HOW WOULD YOU RAISE $3,000?

Okay, I’ve dished out life learning lessons, advice and shared information on this blog for over a decade now.

And now I need your advice and suggestions.

I have a friend who needs $3,000.

Now wait–I’m not asking you for money, okay?

I’m asking for you to help me brainstorm a way to help her get that money. (Sorry–robbing a bank is out.)

My friend is a good person. She lives alone, in a room, in isolation (to do her work), doing translating work that supports and empowers indigenous people on another continent, people who want their land back from a government that has taken it away from them and destroyed it. (Think ‘Native American’ in another country, and in this century.) She works in hand with an ecumenical council in that country, translating their documents to make their work more available on their website and in their proceedings, and at the U.N. (Yes, THAT U.N.) She actually taught herself Portuguese to do this work.

She lives very low on the food chain.

She gets by on…get this…$6,000 a year. She has subsidized housing (the aforementioned room) and lives on food stamps. Her wants are few, she never asks for help and she is the most frugal person I know.

Half her income comes from a religious group who have supported her work for the last few years. This year, they said her work “…no longer meets their criteria” for doing good in the world, and turned down her grant proposal.
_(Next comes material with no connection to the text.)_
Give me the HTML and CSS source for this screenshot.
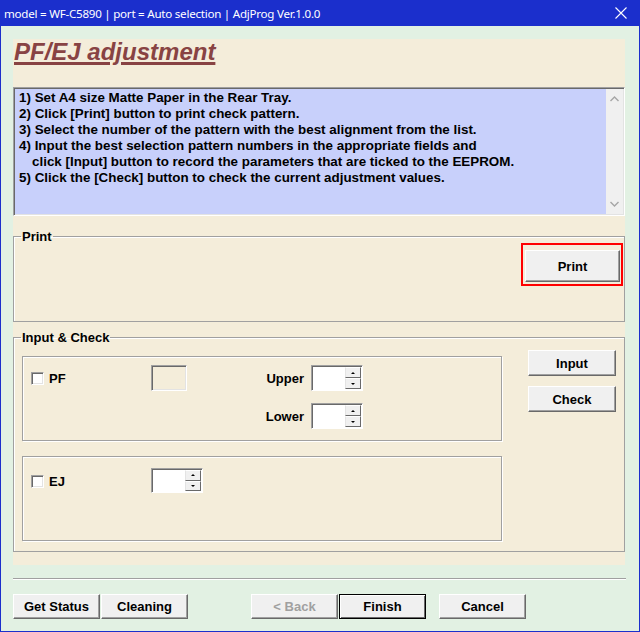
FILE: index.html
```html
<!DOCTYPE html>
<html lang="en">

<head>
    <meta charset="UTF-8">
    <title>AdjProg - PF/EJ adjustment</title>
    <link rel="stylesheet" href="styles.css">
</head>

<body>
    <div class="window">
        <div class="titlebar">
            <span class="caption">model = WF-C5890 | port = Auto selection | AdjProg Ver.1.0.0</span>
            <svg class="close" width="12" height="12" viewBox="0 0 12 12">
                <path d="M0.5 0.5 L11.5 11.5 M11.5 0.5 L0.5 11.5" stroke="#fff" stroke-width="1.1" fill="none" />
            </svg>
        </div>

        <div class="client">
            <div class="page">
                <h1 class="heading">PF/EJ adjustment</h1>

                <div class="memo">
                    <div class="memo-text">
                        <p>1) Set A4 size Matte Paper in the Rear Tray.</p>
                        <p>2) Click [Print] button to print check pattern.</p>
                        <p>3) Select the number of the pattern with the best alignment from the list.</p>
                        <p>4) Input the best selection pattern numbers in the appropriate fields and</p>
                        <p class="indent">click [Input] button to record the parameters that are ticked to the EEPROM.</p>
                        <p>5) Click the [Check] button to check the current adjustment values.</p>
                    </div>
                    <div class="memo-scroll">
                        <svg width="9" height="6" viewBox="0 0 9 6">
                            <path d="M0.5 5 L4.5 1 L8.5 5" stroke="#a6a6a6" stroke-width="1.4" fill="none" />
                        </svg>
                        <svg width="9" height="6" viewBox="0 0 9 6">
                            <path d="M0.5 1 L4.5 5 L8.5 1" stroke="#a6a6a6" stroke-width="1.4" fill="none" />
                        </svg>
                    </div>
                </div>

                <fieldset class="group">
                    <legend>Print</legend>
                    <div class="print-row">
                        <div class="highlight">
                            <button class="btn btn-print">Print</button>
                        </div>
                    </div>
                </fieldset>

                <fieldset class="group check-group">
                    <legend>Input &amp; Check</legend>
                    <div class="check-body">
                        <div class="check-boxes">
                            <div class="sub sub-pf">
                                <label class="opt"><span class="tick"></span>PF</label>
                                <div class="readout"></div>
                                <div class="spins">
                                    <div class="spin-row">
                                        <span>Upper</span>
                                        <div class="spin">
                                            <div class="spin-field"></div>
                                            <div class="spin-btns"><span class="up"></span><span class="down"></span></div>
                                        </div>
                                    </div>
                                    <div class="spin-row">
                                        <span>Lower</span>
                                        <div class="spin">
                                            <div class="spin-field"></div>
                                            <div class="spin-btns"><span class="up"></span><span class="down"></span></div>
                                        </div>
                                    </div>
                                </div>
                            </div>

                            <div class="sub sub-ej">
                                <label class="opt"><span class="tick"></span>EJ</label>
                                <div class="spin">
                                    <div class="spin-field"></div>
                                    <div class="spin-btns"><span class="up"></span><span class="down"></span></div>
                                </div>
                            </div>
                        </div>

                        <div class="check-actions">
                            <button class="btn">Input</button>
                            <button class="btn">Check</button>
                        </div>
                    </div>
                </fieldset>
            </div>

            <div class="rule"></div>

            <div class="footer">
                <button class="btn">Get Status</button>
                <button class="btn">Cleaning</button>
                <button class="btn btn-back" disabled>&lt; Back</button>
                <button class="btn btn-default">Finish</button>
                <button class="btn btn-cancel">Cancel</button>
            </div>
        </div>
    </div>
</body>

</html>
```

FILE: styles.css
```css
* {
    box-sizing: border-box;
}

body {
    margin: 0;
    font-family: "Liberation Sans", Arial, sans-serif;
    overflow: hidden;
}

.window {
    width: 640px;
    height: 632px;
    border: 1px solid #1b2fcc;
    border-top: 0;
    background-color: #e2f1e3;
    display: flex;
    flex-direction: column;
}

.titlebar {
    height: 26px;
    background-color: #1b2fcc;
    display: flex;
    align-items: center;
    justify-content: space-between;
    padding: 0 12px 0 3px;
    color: #fff;
    flex-shrink: 0;
}

.caption {
    font-family: "Noto Sans", "Open Sans", sans-serif;
    font-size: 11.6px;
    letter-spacing: -0.25px;
}

.client {
    padding-top: 13px;
}

.page {
    width: 612px;
    margin-left: 12px;
    background-color: #f4edda;
    padding-bottom: 13px;
}

.heading {
    margin: 0 0 22px 1px;
    font-size: 24px;
    line-height: 26px;
    font-style: italic;
    font-weight: bold;
    color: #884343;
    text-decoration: underline;
    text-decoration-thickness: 3px;
    text-underline-offset: 2px;
}

/* instructions box */
.memo {
    height: 129px;
    display: flex;
    background-color: #c8d0fb;
    border: 1px solid;
    border-color: #a0a0a0 #fff #fff #a0a0a0;
    box-shadow: inset 1px 1px 0 #696969, inset -1px -1px 0 #e3e3e3;
    padding: 1px;
}

.memo-text {
    flex: 1;
    padding: 1px 0 0 4px;
    font-size: 13.4px;
    font-weight: bold;
    line-height: 16px;
    color: #000;
}

.memo-text p {
    margin: 0;
}

.memo-text .indent {
    padding-left: 13px;
}

.memo-scroll {
    width: 17px;
    background-color: #f0f0f0;
    display: flex;
    flex-direction: column;
    align-items: center;
    justify-content: space-between;
    padding: 7px 0 7px;
}

/* group boxes */
.group {
    margin: 13px 0 0;
    padding: 0 1px 0 0;
    border: 1px solid #a0a0a0;
    box-shadow: inset 1px 1px 0 #fff;
    min-width: 0;
}

.group legend {
    margin-left: 7px;
    padding: 0 1px;
    font-size: 13px;
    font-weight: bold;
    line-height: 15px;
    color: #000;
}

.print-row {
    height: 77px;
    display: flex;
    justify-content: flex-end;
    align-items: flex-start;
}

.highlight {
    border: 2px solid #f00;
    padding: 5px 1px 2px 2px;
    margin-top: -1px;
}

.check-group {
    margin-top: 8px;
}

.check-body {
    display: flex;
    gap: 26px;
    padding: 5px 0 10px 8px;
}

.check-boxes {
    display: flex;
    flex-direction: column;
    gap: 15px;
    margin-top: 6px;
}

.sub {
    width: 480px;
    height: 85px;
    border: 1px solid #a0a0a0;
    box-shadow: inset 1px 1px 0 #fff, 1px 1px 0 #fff;
    display: flex;
    align-items: flex-start;
    padding-left: 8px;
}

.sub-pf {
    padding-top: 8px;
}

.sub-ej {
    padding-top: 11px;
}

.opt {
    width: 120px;
    height: 26px;
    display: flex;
    align-items: center;
    gap: 5px;
    font-size: 13px;
    font-weight: bold;
    color: #000;
}

.tick {
    width: 13px;
    height: 13px;
    background-color: #fff;
    border: 1px solid;
    border-color: #a0a0a0 #fff #fff #a0a0a0;
    box-shadow: inset 1px 1px 0 #696969, inset -1px -1px 0 #e3e3e3;
}

.readout {
    width: 36px;
    height: 26px;
    border: 1px solid;
    border-color: #a0a0a0 #fff #fff #a0a0a0;
    box-shadow: inset 1px 1px 0 #696969, inset -1px -1px 0 #e3e3e3;
}

.spins {
    margin-left: 77px;
    width: 99px;
    display: flex;
    flex-direction: column;
    gap: 12px;
}

.spin-row {
    display: flex;
    justify-content: flex-end;
    align-items: center;
    gap: 7px;
    font-size: 13px;
    font-weight: bold;
    color: #000;
}

.spin {
    width: 52px;
    height: 26px;
    display: flex;
    background-color: #fff;
    border: 1px solid;
    border-color: #a0a0a0 #fff #fff #a0a0a0;
    box-shadow: inset 1px 1px 0 #696969;
    padding: 1px;
}

.sub-ej .spin {
    height: 25px;
}

.spin-field {
    flex: 1;
}

.spin-btns {
    width: 16px;
    display: flex;
    flex-direction: column;
}

.spin-btns span {
    flex: 1;
    background-color: #f0f0f0;
    border: 1px solid;
    border-color: #fff #696969 #696969 #e3e3e3;
    display: flex;
    align-items: center;
    justify-content: center;
}

.spin-btns .up::after,
.spin-btns .down::after {
    content: "";
    border-left: 2px solid transparent;
    border-right: 2px solid transparent;
}

.spin-btns .up::after {
    border-bottom: 2px solid #000;
}

.spin-btns .down::after {
    border-top: 2px solid #000;
}

.check-actions {
    display: flex;
    flex-direction: column;
    gap: 10px;
}

/* push buttons */
.btn {
    width: 87px;
    height: 25px;
    padding: 0;
    font-family: "Liberation Sans", Arial, sans-serif;
    font-size: 13px;
    font-weight: bold;
    color: #000;
    background-color: #f0f0f0;
    border: 1px solid;
    border-color: #fff #696969 #696969 #fff;
    box-shadow: inset -1px -1px 0 #a0a0a0;
    border-radius: 0;
}

.check-actions .btn {
    width: 88px;
    height: 26px;
}

.btn-print {
    width: 95px;
    height: 32px;
}

.rule {
    margin: 13px 13px 0 12px;
    border-top: 1px solid #a0a0a0;
    border-bottom: 1px solid #fff;
}

.footer {
    display: flex;
    gap: 1px;
    padding: 14px 0 0 12px;
}

.btn-back {
    margin-left: 62px;
    color: #a0a0a0;
}

.btn-default {
    border-color: #000;
    box-shadow: inset 1px 1px 0 #fff, inset -1px -1px 0 #696969;
}

.btn-cancel {
    margin-left: 12px;
}
```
She did not ask me for help. She simply told me she is frightened, and this was totally unexpected. She is grateful that I’ve offered to help. I asked her if it would embarrass her, for me to write this. “No, not at all!” she exclaimed. “I’m so unfamiliar with how to think about this. I’d love to hear what other people say.”

So my questions for you today are these:

How can I help her get $3,000?

A jewelry raffle, with the proceeds going to her? Host a bake sale? Have her write an e-book on the work she is doing, and try to sell it? Sell stuff on Etsy or Craigslist and give her the money? Have a car wash??? (Remember we got a foot of snow here a few days ago.) :^D Ask three or four people who might be able to afford it, to write her a check? (I could just give her some of the money, but not all.)

Do any of you have any experience fund-raising for a person or a cause? What’s worked? What blew up in your face? How would you go about it, if it were a friend of yours?

If you needed $3,000, what would you do?

Author: Luann Udell

I find it just as important to write about my art as to make it. I am fascinated by stories. You can tell when people are speaking their truth--their eyes light up, their voices become strong, their entire body posture becomes powerful and upright. I love it when people get to this place in their work, their relationships, their art. As I work from this powerful place in MY heart, I share this process with others--so they have a strong place to stand, too. Because the world needs our beautiful art. All of it we can make, as fast as we can! Whether it's a bowl, a painting, a song, a garden, a story, if it makes our world a better place, we need to do everything in our power to get it out there.

21 thoughts on “HOW WOULD YOU RAISE $3,000?”

  1. I just sent in silver scraps to a reclaimer. I initially thought there wasn’t much but it wound up being about $700 worth. You could ask jewelry /metal artists to donate sweeps.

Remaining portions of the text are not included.